__Exercise brief__: Transcribe the listing that follows in full, omitting pictures.

═══ Information shown

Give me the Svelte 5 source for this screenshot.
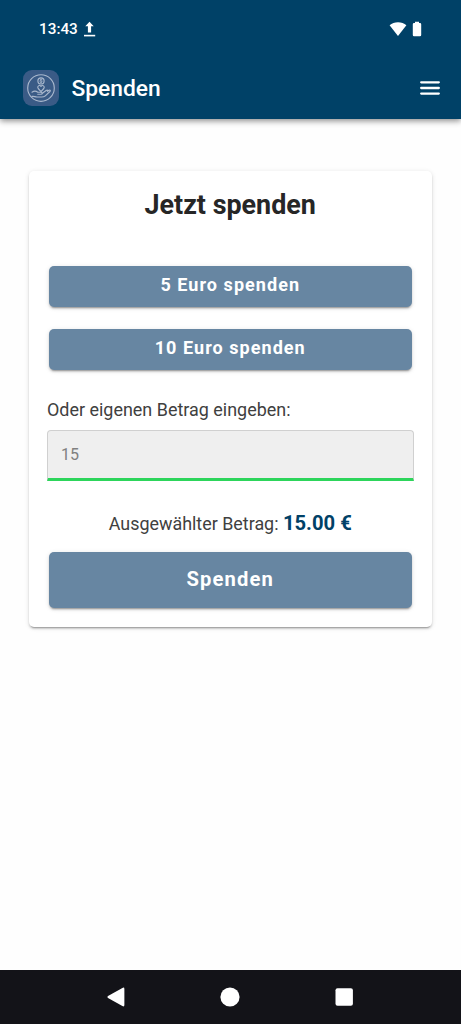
<script lang="ts">
  const presets = [5, 10];

  let selected = $state(15);
  let amount = $state('');

  function choose(value: number) {
    selected = value;
    amount = '';
  }

  function handleInput() {
    const value = parseFloat(amount);
    if (value > 0) {
      selected = value;
    }
  }
</script>

<div class="screen">
  <header class="header">
    <div class="status-bar">
      <span class="time">13:43</span>
      <svg class="upload" width="12" height="16" viewBox="0 0 12 16" fill="#fff">
        <path d="M5.5 0.8 L9.7 5.2 H7.1 V11.4 H3.9 V5.2 H1.3 Z" />
        <rect x="0" y="13.8" width="11.2" height="1.6" />
      </svg>
      <svg class="wifi" width="18" height="16" viewBox="0 0 18 16" fill="#fff">
        <path d="M9 1.2 C5.8 1.2 2.8 2.3 0.6 4.2 L9 14.9 L17.4 4.2 C15.2 2.3 12.2 1.2 9 1.2 Z" />
      </svg>
      <svg class="battery" width="10" height="16" viewBox="0 0 10 16" fill="#fff">
        <path d="M3 0.8 H7 V2 H8 Q9.2 2 9.2 3.2 V14 Q9.2 15.2 8 15.2 H2 Q0.8 15.2 0.8 14 V3.2 Q0.8 2 2 2 H3 Z" />
      </svg>
    </div>

    <div class="toolbar">
      <div class="logo">
        <svg width="36" height="36" viewBox="0 0 36 36" fill="none" stroke="#a9b8cd" stroke-width="1.15" stroke-linecap="round" stroke-linejoin="round">
          <circle cx="18" cy="18" r="13.3" />
          <circle cx="18" cy="10.9" r="3.1" />
          <path d="M19.2 9.7 C18.4 9 16.9 9.4 17.1 10.3 C17.3 11.1 19 10.8 19.1 11.7 C19.1 12.6 17.5 12.7 16.8 12 M18 8.8 V13" stroke-width="0.8" />
          <path d="M18 21.6 L15.2 18.5 C13.7 16.4 16.5 14.2 18 16.4 C19.5 14.2 22.3 16.4 20.8 18.5 Z" />
          <path d="M9 22.2 C11.2 20.8 13 20.9 14.7 22.2 H18 C19.7 22.2 19.7 24.2 18 24.2 H14.8" />
          <path d="M19.4 23.2 L23.1 20.5 C24.3 19.7 25.2 20.5 24.4 21.4 L26 20.2 C27.2 19.6 27.8 20.6 26.9 21.5 L22.3 25.8 C21.2 26.8 20.2 27 18.7 27 H14 C12 27 11 26 9 26.4" />
        </svg>
      </div>
      <h1 class="title">Spenden</h1>
      <button class="menu" aria-label="Menü">
        <svg width="20" height="16" viewBox="0 0 20 16" stroke="#fff" stroke-width="2.3" stroke-linecap="round">
          <path d="M1.2 2.3 H18.8 M1.2 8 H18.8 M1.2 13.6 H18.8" />
        </svg>
      </button>
    </div>
  </header>

  <main class="content">
    <section class="card">
      <h2 class="card-title">Jetzt spenden</h2>

      {#each presets as preset}
        <button class="button" onclick={() => choose(preset)}>{preset} Euro spenden</button>
      {/each}

      <label class="label" for="amount">Oder eigenen Betrag eingeben:</label>
      <input id="amount" class="amount" inputmode="decimal" placeholder="15" bind:value={amount} oninput={handleInput} />

      <p class="selected">Ausgewählter Betrag: <strong>{selected.toFixed(2)} €</strong></p>

      <button class="button submit">Spenden</button>
    </section>
  </main>

  <nav class="nav-bar">
    <svg width="20" height="20" viewBox="0 0 20 20" fill="#fff">
      <path d="M16.4 0.9 Q18.4 0 18.4 2 V18 Q18.4 20 16.4 19.1 L2 11 Q0.6 10 2 9 Z" />
    </svg>
    <svg width="20" height="20" viewBox="0 0 20 20" fill="#fff">
      <circle cx="10" cy="10" r="9.6" />
    </svg>
    <svg width="20" height="20" viewBox="0 0 20 20" fill="#fff">
      <rect x="1.5" y="1.3" width="17.4" height="17.4" rx="2" />
    </svg>
  </nav>
</div>

<style>
  .screen {
    display: flex;
    flex-direction: column;
    width: 461px;
    height: 1024px;
    overflow: hidden;
    background: #fefefe;
    font-family: Roboto, sans-serif;
    color: #404040;
  }

  .header {
    height: 119px;
    flex-shrink: 0;
    box-sizing: border-box;
    background: #004167;
    color: #fff;
    box-shadow: 0 2px 6px rgba(0, 0, 0, 0.45);
  }

  .status-bar {
    display: flex;
    align-items: center;
    height: 57px;
    padding: 0 39px;
  }

  .time {
    font-size: 15.3px;
    font-weight: 500;
    line-height: 20px;
  }

  .upload {
    margin-left: 6px;
  }

  .wifi {
    margin-left: auto;
  }

  .battery {
    margin-left: 5px;
  }

  .toolbar {
    display: flex;
    align-items: center;
    height: 62px;
    padding: 0 21px 0 22.5px;
  }

  .logo {
    width: 36px;
    height: 36px;
    border-radius: 9px;
    background: #3a5b86;
  }

  .title {
    margin: 0 0 0 13px;
    padding-top: 1px;
    font-size: 22.8px;
    font-weight: 500;
    line-height: 30px;
  }

  .menu {
    display: flex;
    margin-left: auto;
    padding: 0;
    border: none;
    background: none;
    cursor: pointer;
  }

  .content {
    flex: 1;
    padding: 51.5px 29px 0;
  }

  .card {
    display: flex;
    flex-direction: column;
    box-sizing: border-box;
    height: 456px;
    padding: 18px 18.5px 0 18px;
    border-radius: 5px;
    background: #fff;
    box-shadow: 0 3px 1px -2px rgba(0, 0, 0, 0.2), 0 2px 2px rgba(0, 0, 0, 0.14), 0 1px 5px rgba(0, 0, 0, 0.12);
  }

  .card-title {
    margin: 0 0 45px;
    font-size: 26.9px;
    font-weight: 700;
    line-height: 32px;
    text-align: center;
    color: #262626;
  }

  .button {
    flex-shrink: 0;
    height: 41px;
    margin: 0 2px 22px;
    padding: 0 0 3px;
    border: none;
    border-radius: 5px;
    background: #6786a2;
    color: #fff;
    font-family: inherit;
    font-size: 18px;
    font-weight: 700;
    letter-spacing: 1.05px;
    box-shadow: 0 3px 1px -2px rgba(0, 0, 0, 0.2), 0 2px 2px rgba(0, 0, 0, 0.14), 0 1px 5px rgba(0, 0, 0, 0.12);
    cursor: pointer;
  }

  .label {
    margin-top: 6.5px;
    font-size: 17.95px;
    line-height: 24px;
  }

  .amount {
    flex-shrink: 0;
    height: 51px;
    box-sizing: border-box;
    margin: 8px 0 0;
    padding: 0 13px;
    border: 1px solid #d0d0d0;
    border-bottom: 3px solid #2dd55b;
    border-radius: 4px 4px 0 0;
    outline: none;
    background: #efefef;
    font-family: inherit;
    font-size: 16px;
    color: #404040;
  }

  .amount::placeholder {
    color: #808080;
  }

  .selected {
    margin: 29px 0 14.5px;
    font-size: 17.9px;
    line-height: 26px;
    text-align: center;
  }

  .selected strong {
    font-size: 20.2px;
    color: #004167;
  }

  .submit {
    height: 56px;
    margin-bottom: 0;
    padding-bottom: 2px;
    font-size: 20.2px;
    letter-spacing: 1.1px;
  }

  .nav-bar {
    display: flex;
    justify-content: center;
    align-items: center;
    gap: 94px;
    height: 54px;
    flex-shrink: 0;
    padding-right: 1px;
    box-sizing: border-box;
    background: #131318;
  }
</style>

══════

__Response to the task__:
Give me the Svelte 5 source for this screenshot.
<script lang="ts">
  const presets = [5, 10];

  let selected = $state(15);
  let amount = $state('');

  function choose(value: number) {
    selected = value;
    amount = '';
  }

  function handleInput() {
    const value = parseFloat(amount);
    if (value > 0) {
      selected = value;
    }
  }
</script>

<div class="screen">
  <header class="header">
    <div class="status-bar">
      <span class="time">13:43</span>
      <svg class="upload" width="12" height="16" viewBox="0 0 12 16" fill="#fff">
        <path d="M5.5 0.8 L9.7 5.2 H7.1 V11.4 H3.9 V5.2 H1.3 Z" />
        <rect x="0" y="13.8" width="11.2" height="1.6" />
      </svg>
      <svg class="wifi" width="18" height="16" viewBox="0 0 18 16" fill="#fff">
        <path d="M9 1.2 C5.8 1.2 2.8 2.3 0.6 4.2 L9 14.9 L17.4 4.2 C15.2 2.3 12.2 1.2 9 1.2 Z" />
      </svg>
      <svg class="battery" width="10" height="16" viewBox="0 0 10 16" fill="#fff">
        <path d="M3 0.8 H7 V2 H8 Q9.2 2 9.2 3.2 V14 Q9.2 15.2 8 15.2 H2 Q0.8 15.2 0.8 14 V3.2 Q0.8 2 2 2 H3 Z" />
      </svg>
    </div>

    <div class="toolbar">
      <div class="logo">
        <svg width="36" height="36" viewBox="0 0 36 36" fill="none" stroke="#a9b8cd" stroke-width="1.15" stroke-linecap="round" stroke-linejoin="round">
          <circle cx="18" cy="18" r="13.3" />
          <circle cx="18" cy="10.9" r="3.1" />
          <path d="M19.2 9.7 C18.4 9 16.9 9.4 17.1 10.3 C17.3 11.1 19 10.8 19.1 11.7 C19.1 12.6 17.5 12.7 16.8 12 M18 8.8 V13" stroke-width="0.8" />
          <path d="M18 21.6 L15.2 18.5 C13.7 16.4 16.5 14.2 18 16.4 C19.5 14.2 22.3 16.4 20.8 18.5 Z" />
          <path d="M9 22.2 C11.2 20.8 13 20.9 14.7 22.2 H18 C19.7 22.2 19.7 24.2 18 24.2 H14.8" />
          <path d="M19.4 23.2 L23.1 20.5 C24.3 19.7 25.2 20.5 24.4 21.4 L26 20.2 C27.2 19.6 27.8 20.6 26.9 21.5 L22.3 25.8 C21.2 26.8 20.2 27 18.7 27 H14 C12 27 11 26 9 26.4" />
        </svg>
      </div>
      <h1 class="title">Spenden</h1>
      <button class="menu" aria-label="Menü">
        <svg width="20" height="16" viewBox="0 0 20 16" stroke="#fff" stroke-width="2.3" stroke-linecap="round">
          <path d="M1.2 2.3 H18.8 M1.2 8 H18.8 M1.2 13.6 H18.8" />
        </svg>
      </button>
    </div>
  </header>

  <main class="content">
    <section class="card">
      <h2 class="card-title">Jetzt spenden</h2>

      {#each presets as preset}
        <button class="button" onclick={() => choose(preset)}>{preset} Euro spenden</button>
      {/each}

      <label class="label" for="amount">Oder eigenen Betrag eingeben:</label>
      <input id="amount" class="amount" inputmode="decimal" placeholder="15" bind:value={amount} oninput={handleInput} />

      <p class="selected">Ausgewählter Betrag: <strong>{selected.toFixed(2)} €</strong></p>

      <button class="button submit">Spenden</button>
    </section>
  </main>

  <nav class="nav-bar">
    <svg width="20" height="20" viewBox="0 0 20 20" fill="#fff">
      <path d="M16.4 0.9 Q18.4 0 18.4 2 V18 Q18.4 20 16.4 19.1 L2 11 Q0.6 10 2 9 Z" />
    </svg>
    <svg width="20" height="20" viewBox="0 0 20 20" fill="#fff">
      <circle cx="10" cy="10" r="9.6" />
    </svg>
    <svg width="20" height="20" viewBox="0 0 20 20" fill="#fff">
      <rect x="1.5" y="1.3" width="17.4" height="17.4" rx="2" />
    </svg>
  </nav>
</div>

<style>
  .screen {
    display: flex;
    flex-direction: column;
    width: 461px;
    height: 1024px;
    overflow: hidden;
    background: #fefefe;
    font-family: Roboto, sans-serif;
    color: #404040;
  }

  .header {
    height: 119px;
    flex-shrink: 0;
    box-sizing: border-box;
    background: #004167;
    color: #fff;
    box-shadow: 0 2px 6px rgba(0, 0, 0, 0.45);
  }

  .status-bar {
    display: flex;
    align-items: center;
    height: 57px;
    padding: 0 39px;
  }

  .time {
    font-size: 15.3px;
    font-weight: 500;
    line-height: 20px;
  }

  .upload {
    margin-left: 6px;
  }

  .wifi {
    margin-left: auto;
  }

  .battery {
    margin-left: 5px;
  }

  .toolbar {
    display: flex;
    align-items: center;
    height: 62px;
    padding: 0 21px 0 22.5px;
  }

  .logo {
    width: 36px;
    height: 36px;
    border-radius: 9px;
    background: #3a5b86;
  }

  .title {
    margin: 0 0 0 13px;
    padding-top: 1px;
    font-size: 22.8px;
    font-weight: 500;
    line-height: 30px;
  }

  .menu {
    display: flex;
    margin-left: auto;
    padding: 0;
    border: none;
    background: none;
    cursor: pointer;
  }

  .content {
    flex: 1;
    padding: 51.5px 29px 0;
  }

  .card {
    display: flex;
    flex-direction: column;
    box-sizing: border-box;
    height: 456px;
    padding: 18px 18.5px 0 18px;
    border-radius: 5px;
    background: #fff;
    box-shadow: 0 3px 1px -2px rgba(0, 0, 0, 0.2), 0 2px 2px rgba(0, 0, 0, 0.14), 0 1px 5px rgba(0, 0, 0, 0.12);
  }

  .card-title {
    margin: 0 0 45px;
    font-size: 26.9px;
    font-weight: 700;
    line-height: 32px;
    text-align: center;
    color: #262626;
  }

  .button {
    flex-shrink: 0;
    height: 41px;
    margin: 0 2px 22px;
    padding: 0 0 3px;
    border: none;
    border-radius: 5px;
    background: #6786a2;
    color: #fff;
    font-family: inherit;
    font-size: 18px;
    font-weight: 700;
    letter-spacing: 1.05px;
    box-shadow: 0 3px 1px -2px rgba(0, 0, 0, 0.2), 0 2px 2px rgba(0, 0, 0, 0.14), 0 1px 5px rgba(0, 0, 0, 0.12);
    cursor: pointer;
  }

  .label {
    margin-top: 6.5px;
    font-size: 17.95px;
    line-height: 24px;
  }

  .amount {
    flex-shrink: 0;
    height: 51px;
    box-sizing: border-box;
    margin: 8px 0 0;
    padding: 0 13px;
    border: 1px solid #d0d0d0;
    border-bottom: 3px solid #2dd55b;
    border-radius: 4px 4px 0 0;
    outline: none;
    background: #efefef;
    font-family: inherit;
    font-size: 16px;
    color: #404040;
  }

  .amount::placeholder {
    color: #808080;
  }

  .selected {
    margin: 29px 0 14.5px;
    font-size: 17.9px;
    line-height: 26px;
    text-align: center;
  }

  .selected strong {
    font-size: 20.2px;
    color: #004167;
  }

  .submit {
    height: 56px;
    margin-bottom: 0;
    padding-bottom: 2px;
    font-size: 20.2px;
    letter-spacing: 1.1px;
  }

  .nav-bar {
    display: flex;
    justify-content: center;
    align-items: center;
    gap: 94px;
    height: 54px;
    flex-shrink: 0;
    padding-right: 1px;
    box-sizing: border-box;
    background: #131318;
  }
</style>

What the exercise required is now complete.